Насилие налицо, чего спорить, но и гнев Евграфа Степановича, не ослабший и через полустолетие, неумерен; чего это, скажите, военному министру вторгаться в неподведомственную ему область и портить отношения с коллегой из органов просвещения? Ни к чему. И незачем было даже и беспокоить военного министра, результат можно было заранее предугадать. Всем — кроме нашего героя. Он делает из происшедшего несколько выводов.
Вывод первый.
«Мой психический уклад — полная противоположность укладу революционера. Так же как последний, я сознательно всю свою жизнь жертвую интересам отечества, подавляю в себе все противоречащие этому личные стремления, но не только в самых сокровенных мыслях не признаю участия в насилии, но как раз наоборот, в нем усматриваю возмущающее душу зло, которое, конечно, вернее всего будет опрокинуто светом научной истины. И что же я вижу: та именно государственная власть, которая уполномачивается именно на то, чтобы всеми средствами содействовать повышению просвещения в отечестве и прийти на помощь людям, отдающим на это дело все свои силы, прямо ополчается именно на этих людей. Именно таких людей она силится если не искоренить, то, по крайней мере, парализовать их деятельность и стремления.
Я не стал революционером потому, что не был способен на это по своей натуре, но с этого момента я преобразился…
Я сознательно и на всю жизнь стал врагом той хищной клики, которая захватила и почти непрерывно умела удерживать в своих руках свою зловредную пагубную власть».
Таков первый вывод, сделанный для себя нашим героем. Однако сразу предостережем читателя, чтобы он с осторожностью отнесся к словам о якобы несоответствии психического уклада его, героя, укладу революционера — и не только с осторожностью, а и с полнейшим недоверием, чего эти слова вполне заслуживают, и это очень вскоре подтвердится.
Вывод второй.
«В августе 1874 года в назначенный день я явился, уже в отставке, к начальнику Медико-хирургической академии Чистовичу и получил от него решительный и окончательный ответ, что, несмотря на выдержанный мною экзамен, я не могу быть зачислен в академию студентом.
На другой же день я подал прошение о поступлении в химическое отделение Технологического института на второй курс, куда по прошествии двух недель я выдержал экзамен и поступил студентом».

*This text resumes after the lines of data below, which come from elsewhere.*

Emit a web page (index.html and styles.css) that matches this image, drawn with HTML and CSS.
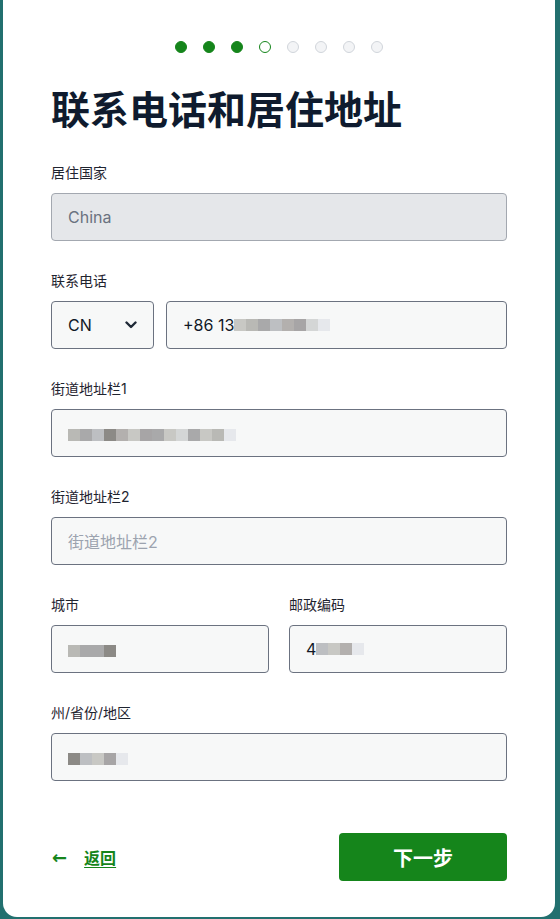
FILE: index.html
```html
<!DOCTYPE html>
<html lang="zh">
<head>
<meta charset="utf-8">
<link rel="stylesheet" href="styles.css">
</head>
<body>
<div class="card">
  <div class="steps">
    <span class="dot done"></span>
    <span class="dot done"></span>
    <span class="dot done"></span>
    <span class="dot current"></span>
    <span class="dot"></span>
    <span class="dot"></span>
    <span class="dot"></span>
    <span class="dot"></span>
  </div>
  <h1 class="title">联系电话和居住地址</h1>

  <div class="field">
    <label class="label">居住国家</label>
    <div class="input disabled">China</div>
  </div>

  <div class="field">
    <label class="label">联系电话</label>
    <div class="phone-row">
      <div class="input select">CN
        <svg class="chev" width="12" height="8" viewBox="0 0 12 8"><path d="M1.5 1.5 L6 6 L10.5 1.5" fill="none" stroke="#1f2937" stroke-width="2.4" stroke-linecap="round" stroke-linejoin="round"/></svg>
      </div>
      <div class="input grow">+86 13<span class="blur"><i class="b1"></i><i class="b2"></i><i class="b3"></i><i class="b4"></i><i class="b5"></i><i class="b6"></i><i class="b7"></i><i class="b8"></i></span></div>
    </div>
  </div>

  <div class="field">
    <label class="label">街道地址栏1</label>
    <div class="input"><span class="blur tall"><i class="b2"></i><i class="b3"></i><i class="b4"></i><i class="b9"></i><i class="b5"></i><i class="b1"></i><i class="b6"></i><i class="b3"></i><i class="b1"></i><i class="b7"></i><i class="b3"></i><i class="b1"></i><i class="b2"></i><i class="b8"></i></span></div>
  </div>

  <div class="field">
    <label class="label">街道地址栏2</label>
    <div class="input placeholder">街道地址栏2</div>
  </div>

  <div class="field two">
    <div class="col">
      <label class="label">城市</label>
      <div class="input"><span class="blur tall"><i class="b2"></i><i class="b3"></i><i class="b3"></i><i class="b9"></i></span></div>
    </div>
    <div class="col">
      <label class="label">邮政编码</label>
      <div class="input">4<span class="blur"><i class="b4"></i><i class="b1"></i><i class="b5"></i><i class="b8"></i></span></div>
    </div>
  </div>

  <div class="field">
    <label class="label">州/省份/地区</label>
    <div class="input"><span class="blur tall"><i class="b9"></i><i class="b4"></i><i class="b1"></i><i class="b6"></i><i class="b8"></i></span></div>
  </div>

  <div class="actions">
    <a class="back" href="#"><span class="arrow">←</span><span class="back-text">返回</span></a>
    <button class="next">下一步</button>
  </div>
</div>
</body>
</html>
```

FILE: styles.css
```css
* { box-sizing: border-box; }
html, body { margin: 0; padding: 0; }
body {
  background: #22706f;
  font-family: Inter, "Noto Sans CJK SC", sans-serif;
  color: #111827;
  width: 560px;
  height: 919px;
  overflow: hidden;
}
.card {
  background: #fff;
  margin: 0 5px 0 3px;
  padding: 41px 48px 36px;
  border-radius: 0 0 14px 14px;
}
.steps {
  display: flex;
  justify-content: center;
  gap: 16px;
}
.dot {
  width: 12px;
  height: 12px;
  border-radius: 50%;
  background: #f3f4f6;
  border: 1px solid #d1d5db;
}
.dot.done { background: #15851b; border-color: #15851b; }
.dot.current { background: #fff; border: 1.5px solid #15851b; }
.title {
  margin: 30px 0 32px;
  font-size: 39px;
  line-height: 48px;
  font-weight: 700;
  color: #0f1b2e;
  font-family: "Noto Sans CJK SC", sans-serif;
}
.field { margin-bottom: 30px; }
.field.two { display: flex; gap: 20px; }
.col { flex: 1; }
.label {
  display: block;
  font-size: 14px;
  line-height: 20px;
  margin-bottom: 10px;
  color: #1f2430;
}
.input {
  height: 48px;
  border: 1px solid #6b7280;
  border-radius: 4px;
  background: #f7f8f8;
  display: flex;
  align-items: center;
  padding: 0 16px;
  font-size: 16px;
  color: #111827;
}
.input.disabled {
  background: #e5e7ea;
  border-color: #a3a8b0;
  color: #6b7280;
}
.input.placeholder { color: #9ca3af; }
.phone-row { display: flex; gap: 12px; }
.select { width: 103px; flex: none; justify-content: space-between; }
.grow { flex: 1; }
.blur { display: inline-flex; height: 12px; }
.blur.tall { height: 12px; margin-top: 4px; }
.blur i { display: block; width: 12px; height: 100%; }
.b1 { background: #c8c8c4; }
.b2 { background: #b9b9b5; }
.b3 { background: #a9a9aa; }
.b4 { background: #bdbfc2; }
.b5 { background: #b3b0ae; }
.b6 { background: #a7a5a6; }
.b7 { background: #d4d6d6; }
.b8 { background: #e6e8ec; }
.b9 { background: #8c8a86; }
.actions {
  display: flex;
  justify-content: space-between;
  align-items: center;
  margin-top: 52px;
}
.back {
  display: flex;
  align-items: center;
  gap: 17px;
  color: #15851b;
  font-weight: 700;
  font-size: 16px;
  text-decoration: none;
  padding-left: 1px;
}
.arrow { font-family: "DejaVu Sans", sans-serif; font-size: 18px; }
.back-text { text-decoration: underline; text-underline-offset: 3px; }
.next {
  width: 168px;
  height: 48px;
  border: none;
  border-radius: 4px;
  background: #15851b;
  color: #fff;
  font-family: "Noto Sans CJK SC", sans-serif;
  font-weight: 700;
  font-size: 20px;
}
```
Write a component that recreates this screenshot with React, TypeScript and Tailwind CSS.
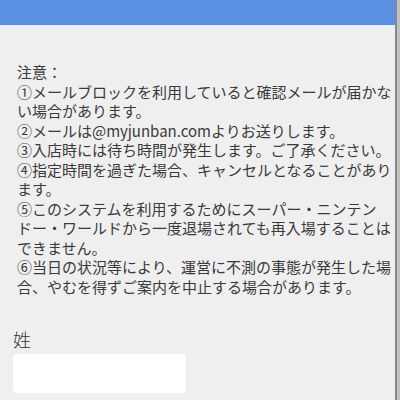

Итак, в жизни нашего героя произошли на первый взгляд не столь уж и значительные, но. далеко идущие по последствиям события. Он возненавидел хищную клику, удерживающую в своих руках зловредную и пагубную власть, вышел в отставку и поступил в Технологический институт. Как-то вечером он ввалился в квартиру Панютиных с большим опозданием, крепко чем-то смущенный и оттого держась вызывающе-независимо. Шел яростный спор о крестьянах и крестьянствующих интеллигентах и о хождении в народ, все повскакали с мест «и размахивали руками» и на вновь пришедшего поначалу не обратили внимания. Он сел на диван. Вдруг все уставились на него. «Ба! — воскликнул кто-то. — Как тебе не идет штатское…»
Когда разошлись гости, Людмила записала: «Без офицерской формы, в сером куцем пиджачишке фигура его была непрезентабельна».
Надо сказать, что герой наш, равно как и героиня, и стыдясь этого и презирая себя, страдал из-за малого роста; блестящие эполеты и сабля, которую, входя в дом, надо отстегнуть, а уходя, пристегнуть, как-то компенсировали нелепый недостаток. Людочка, сбив вкруг себя шумную молодую компанию, наиболее видные представители которой были в нее влюблены, а остальные готовы влюбиться, захоти лишь этого хоть чуточку юная хозяйка, начала просто-напросто забывать о росте… так же как впоследствии о возрасте; наш же экс-подпоручик совсем наоборот: в окружении шумно-молодых панютинцев остро ощущал свою низкорослость и держался подчас чванливо или же чересчур скромно.
Однако покончим сначала с Технологическим институтом. Герой наш пробыл в нем недолго и, конечно, прежде чем поступить рационально и холодно и в полном' согласии с жизненной теорией, которой остался верен, объяснил самому себе, зачем он это делает.
«Считая себя уже в то время по своей натуре человеком чистой, то есть теоретической, науки, я смотрел на свое пребывание в этом институте как на временное, имеющее целью завершить химическое образование. Ввиду проделанных мною раньше работ по химии я был допущен к химическим работам III курса, а когда перешел на третий курс, то проделал работы IV курса, чем и завершил поставленную себе задачу».
Заданная (холодно, рационально и соответственно теории) самому себе задача заключалась, как теперь ясно, в изучении полного химического курса, который в Технологическом институте поставлен был добротно. Сдав химию, Евграф Степанович холодно и расчетливо покинул Технологический. Карьера инженера-технолога его не прельщала.